Washington, D.C. 20530
(202) 514-3680

JAMES M. GRIFFIN
MARVIN N. PRICE, JR.
ROBIN R. MANN
JAMES H. MUTCHNIK
KEVIN C. CULUM
Attorneys
Department of Justice
209 S. LaSalle Street
Chicago, Illinois 60604



TABLE OF CONTENTS

ARGUMENT

The Sentences of Andreas and Wilson Should Have Been Enhanced Due to Their Roles in the Conspiracy

  1. This Court Can Review the District Court's Decision for Legal as
    Well as Factual Errors
  2. The District Court Committed Reversible Factual and Legal Errors
    1. a. Andreas
    2. Wilson

CONCLUSION


TABLE OF AUTHORITIES

Cases:

Astor Chauffeured Limousine Co. v. Runnfeldt Investment Corp.,
910 F.2d 1540 (7th Cir. 1990) 5

Chaveriat v. Williams Pipe Line Co., 11 F.3d 1420 (7th Cir. 1993) 6

Medcom Holding Co. v. Baxter Travenol Laboratories, Inc., 106 F.3d 1388 (7th Cir. 1997) 5

United States v. Bradley, 165 F.3d 594 (7th Cir. 1999) 5

United States v. Damico, 99 F.3d 1431 (7th Cir. 1996), cert. denied, 519 U.S. 1151 (1997) 1

United States v. DeGovanni, 104 F.3d 43 (3rd Cir. 1997) 8

United States v. Dillard, 43 F.3d 299 (7th Cir. 1994) 8, 10

United States v. Emerson, 128 F.3d 557 (7th Cir. 1997) 1

United States v. Evans, 92 F.3d 540 (7th Cir. 1996) 7, 9

United States v. Hardamon, 188 F.3d 843 (7th Cir. 1999) 4, 7

United States v. Kamoga, 177 F.3d 617 (7th Cir.), cert. denied, 120 S.Ct 355 (1999) 3, 4, 6, 7

United States v. Mustread, 42 F.3d 1097 (7th Cir. 1994) 7

United States v. Sierra, 188 F.3d 798 (7th Cir. 1999) 3

United States v. Szarwark, 168 F.3d 993 (7th Cir. 1999) 5

United States v. Tai, 41 F.3d 1170 (7th Cir. 1994) 1

United States v. Young, 34 F.3d 500 (7th Cir. 1994) 10

Statutes and Guidelines:

18 U.S.C. 3661 4

18 U.S.C. 3742(e)(1)-(2) and (f)(1) 1

28 U.S.C. 991(b)(1)(B) 1

U.S.S.G. §3B1.1 3

U.S.S.G. §3B1.1, Commentary, Note 4 2, 9

U.S.S.G. §3B1.1(a) 3, 6

U.S.S.G. §3B1.1(b) 3

U.S.S.G. §6A1.3 4


ARGUMENT

The Sentences of Andreas and Wilson Should Have Been Enhanced Due to Their Roles in the Conspiracy

  1. This Court Can Review the District Court's Decision for Legal as Well as Factual Errors.

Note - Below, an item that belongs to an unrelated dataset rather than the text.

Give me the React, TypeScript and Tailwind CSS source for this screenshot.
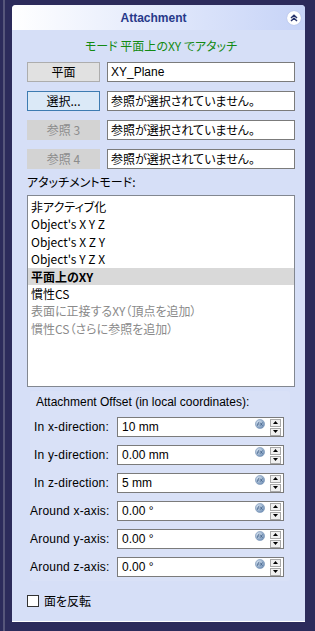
import React from "react";

const jp = "font-['Noto_Sans_CJK_JP',sans-serif] [font-feature-settings:'palt']";

function Spin() {
  return (
    <div className="flex flex-col gap-px mr-[2px]">
      <div className="w-[11px] h-[8px] bg-[#f0f0f0] border border-[#a8a8a8] flex items-center justify-center">
        <svg width="5" height="3" viewBox="0 0 5 3"><path d="M0 3 L2.5 0 L5 3 Z" fill="#000" /></svg>
      </div>
      <div className="w-[11px] h-[8px] bg-[#f0f0f0] border border-[#a8a8a8] flex items-center justify-center">
        <svg width="5" height="3" viewBox="0 0 5 3"><path d="M0 0 L2.5 3 L5 0 Z" fill="#000" /></svg>
      </div>
    </div>
  );
}

function ExprIcon() {
  return (
    <svg width="10" height="10" viewBox="0 0 10 10" className="self-start mt-[1px] mr-[5px]">
      <defs>
        <radialGradient id="g" cx="35%" cy="35%" r="70%">
          <stop offset="0%" stopColor="#dbe6f3" />
          <stop offset="100%" stopColor="#6f8fb5" />
        </radialGradient>
      </defs>
      <circle cx="5" cy="5" r="4.6" fill="url(#g)" stroke="#7d98bb" strokeWidth="0.6" />
      <path d="M2.3 6.8 C3 4, 3.5 3, 4.3 3 M3 5 L4.6 5 M5 3.5 L7.5 6.8 M7.5 3.5 L5 6.8" stroke="#3f5f88" strokeWidth="0.8" fill="none" />
    </svg>
  );
}

function OffsetRow({ label, value }: { label: string; value: string }) {
  return (
    <div className="flex items-center h-[20px]">
      <div className="w-[87px] text-right pr-[8px] text-[12px] text-black font-['Liberation_Sans',sans-serif] whitespace-nowrap tracking-[0.2px]">{label}</div>
      <div className="w-[167px] h-[20px] bg-white border border-[#7b7b7b] flex items-center">
        <span className="flex-1 pl-[4px] text-[12px] text-black font-['Liberation_Sans',sans-serif] whitespace-pre">{value}</span>
        <ExprIcon />
        <Spin />
      </div>
    </div>
  );
}

function RefRow({ btn, kind }: { btn: string; kind: "normal" | "active" | "disabled" }) {
  const cls =
    kind === "normal"
      ? "bg-[#e1e1e1] border-[#adadad] text-black"
      : kind === "active"
      ? "bg-[#dbe9f7] border-[#3d7bb1] text-black"
      : "bg-[#d3d3d3] border-[#d3d3d3] text-[#8c8c8c]";
  return (
    <div className="flex items-center gap-[7px] h-[20px]">
      <div className={`w-[73px] h-[20px] border flex items-center justify-center text-[12px] ${jp} ${cls}`}>{btn}</div>
      <div className={`w-[188px] h-[20px] bg-white border border-[#7b7b7b] flex items-center pl-[3px] text-[12px] text-black ${jp}`}>
        {btn === "平面" ? <span className="font-['Liberation_Sans',sans-serif]">XY_Plane</span> : "参照が選択されていません。"}
      </div>
    </div>
  );
}

export default function App() {
  const items: { t: string; s?: "sel" | "dis" }[] = [
    { t: "非アクティブ化" },
    { t: "Object's X Y Z" },
    { t: "Object's X Z Y" },
    { t: "Object's Y Z X" },
    { t: "平面上のXY", s: "sel" },
    { t: "慣性CS" },
    { t: "表面に正接するXY（頂点を追加）", s: "dis" },
    { t: "慣性CS（さらに参照を追加）", s: "dis" },
  ];
  return (
    <div className="w-[315px] h-[631px] bg-[#2c2b5b] flex overflow-hidden">
      <div className="w-[3px]" />
      <div className="w-[2px] bg-[#56567a]" />
      <div className="w-[7px]" />
      <div className="mt-[5px] w-[293px] h-[617px] flex flex-col rounded-t-[4px] overflow-hidden bg-[#d6dff7] border-b border-white">
        <div className="h-[25px] flex items-center relative bg-gradient-to-r from-white to-[#c6d3f7] shrink-0">
          <div className="flex-1 text-center text-[12px] font-bold text-[#27398a] font-['Liberation_Sans',sans-serif] pl-[8px]">Attachment</div>
          <div className="w-[14px] h-[14px] rounded-full bg-white mr-[4px] flex items-center justify-center shadow-[0_0_1px_#8fa0d0]">
            <svg width="8" height="8" viewBox="0 0 8 8">
              <path d="M1 4 L4 1.2 L7 4 M1 7 L4 4.2 L7 7" stroke="#27336b" strokeWidth="1.5" fill="none" />
            </svg>
          </div>
        </div>
        <div className="flex flex-col pl-[15px] pr-[10px]">
          <div className={`h-[32px] flex items-center justify-center text-[12px] text-[#138a13] ${jp}`}>モード 平面上のXY でアタッチ</div>
          <div className="flex flex-col gap-[9px]">
            <RefRow btn="平面" kind="normal" />
            <RefRow btn="選択..." kind="active" />
            <RefRow btn="参照 3" kind="disabled" />
            <RefRow btn="参照 4" kind="disabled" />
          </div>
          <div className={`mt-[3px] h-[20px] flex items-center text-[12px] text-black ${jp}`}>アタッチメントモード:</div>
          <div className="mt-[3px] h-[192px] bg-white border border-[#828790] pt-[2px] flex flex-col">
            {items.map((it, i) => (
              <div
                key={i}
                className={`h-[17.4px] leading-[17.4px] pl-[3px] text-[12px] ${jp} ${
                  it.s === "sel" ? "bg-[#d9d9d9] font-bold text-black" : it.s === "dis" ? "text-[#8a8a8a]" : "text-black"
                }`}
              >
                {it.t}
              </div>
            ))}
          </div>
          <div className="mt-[4px] ml-[3px] mr-[5px] bg-[#d9e1f7] rounded-[3px] pb-[4px] flex flex-col">
            <div className="h-[22px] flex items-center pl-[6px] text-[12px] text-black font-['Liberation_Sans',sans-serif]">Attachment Offset (in local coordinates):</div>
            <div className="flex flex-col gap-[8px] mt-[4px]">
              <OffsetRow label="In x-direction:" value="10 mm" />
              <OffsetRow label="In y-direction:" value="0.00 mm" />
              <OffsetRow label="In z-direction:" value="5 mm" />
              <OffsetRow label="Around x-axis:" value="0.00 °" />
              <OffsetRow label="Around y-axis:" value="0.00 °" />
              <OffsetRow label="Around z-axis:" value="0.00 °" />
            </div>
          </div>
          <div className="mt-[11px] flex items-center gap-[5px]">
            <div className="w-[12px] h-[12px] bg-white border border-[#333]" />
            <span className={`text-[12px] text-black ${jp}`}>面を反転</span>
          </div>
        </div>
      </div>
    </div>
  );
}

    In their briefs as cross-appellees, defendants implicitly deny this Court's power to review the district court's legal errors by insisting that its application of the Sentencing Guidelines was a purely factual determination that can be reviewed only for clear error. Andreas Reply Brief and Cross-Appellee Br. 18 ("Andreas Reply"); Wilson Combined Responsive/Reply Br. 20 ("Wilson Resp. Br.). That is, of course, a significant misstatement of the law. By statute this Court, in an appeal by the defendant or the government, is to determine whether a sentence was imposed "in violation of law" or "as a result of an incorrect application of the sentencing guidelines," and if it finds such an error it is to remand the case for the imposition of a correct sentence. 18 U.S.C. 3742(e)(1)-(2) and (f)(1). Moreover, the very purpose of allowing appeals of Guidelines violations is to further the legislative purpose of "avoiding unwarranted sentencing disparities among defendants with similar records who have been found guilty of similar criminal conduct," 28 U.S.C. 991(b)(1)(B), a goal that can be achieved only if district courts apply the Guidelines in accordance with their policy and with settled legal standards. As this Court has routinely held, therefore, it can review sentencing decisions for errors of law as well as errors of fact, and review of legal errors is de novo. See United States v. Emerson, 128 F.3d 557, 562 (7th Cir. 1997); United States v. Damico, 99 F.3d 1431, 1436 (7th Cir. 1996), cert. denied, 519 U.S. 1151 (1997); United States v. Tai, 41 F.3d 1170, 1174 (7th Cir. 1994).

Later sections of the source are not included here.